This is one of the means to estimate the friction angle Ø using cone bearing.
qc= 1.3 × exp[2π tanØ] × tan2[(45 + Ø/2] × σv0)
σv0 = ɣ'z (overburden pressure) and q'c are both "effective" stresses and you must know them..

You can simplfy the equation (σv0)/(1.3*σv0)= exp[2π tanØ] × tan2[(45 + Ø/2]

Now, the solve the implicit function with numerical analysis.. One of the methods, trial ,..

In your final formula, take natural log of both sides ln x = 2π tanØ + 2ln ( π/4+ Ø/2)

tanØ = (ln x-2ln ( π/4+ Ø/2))/( 2π ) now start with trial Ø=30 degr but in radians (π /6) you will get another Ø
and try with new Ø.. The formula will converge after 4-5 trials..

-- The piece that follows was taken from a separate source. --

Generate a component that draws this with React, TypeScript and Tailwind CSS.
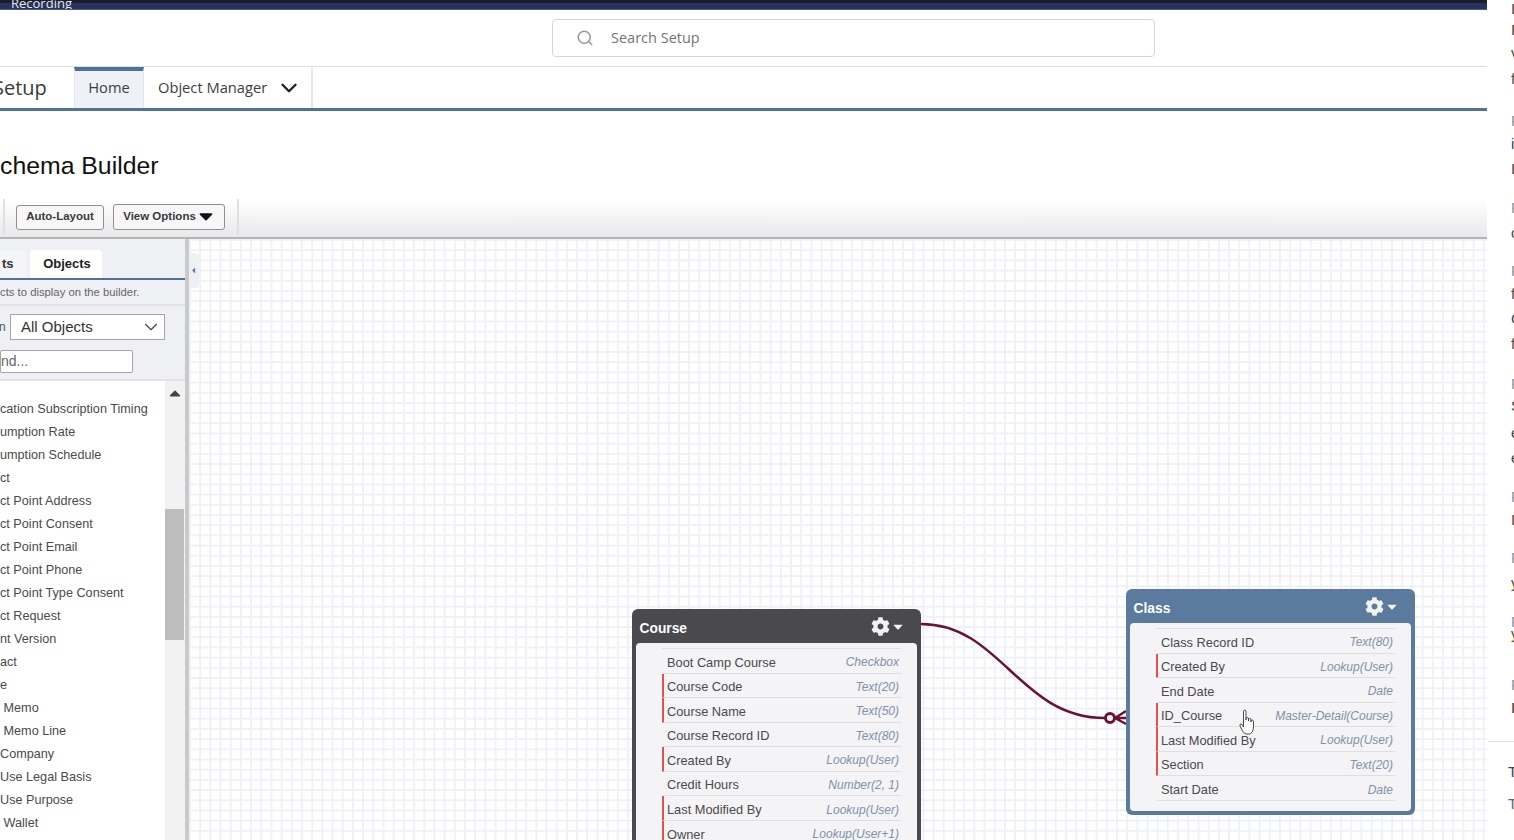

Or you may look to the Figure 3-22 in the famous book Foundation Analysis and Design Joseph E. Bowles page 180.

I have attached the graph..

RE: Hi, I have an equation which is sh

(OP)
Thank you so much for your help.
But in the above comment, when we take log on both sides, tan2 is missing from your equation.

And also in the attached graph, according to De Beer, the equation is used on the condition that : when Ø´ is greater than Ø(provided). Inorder to find out this Ø´ i have use the below equation.


And for calculating the effective friction angle, i need to convert the above formula into Ø´= ....
Where the values of Ø , Ckd(=qc) and σv0 will be provided.

RE: Hi, I have an equation which is sh


Typing mistakes...yes tan**2 is forgotten...

qc= 1.3 × exp[2π tanØ] × tan2[(45 + Ø/2] × σv0)

qc/(1.3σv0 ) = exp[2π tanØ] × tan2[(45 + Ø/2]

C= exp[2π tanØ] × tan2[(45 + Ø/2]

Now take the natural log of both sides,

ln C= 2π tanØ + 2*ln tan [(45 + Ø/2] another way, define function Ω = 2π tanØ + 2*ln tan [(45 + Ø/2] -Ln C

The value of Ø which the function Ω = 0 will be the answer..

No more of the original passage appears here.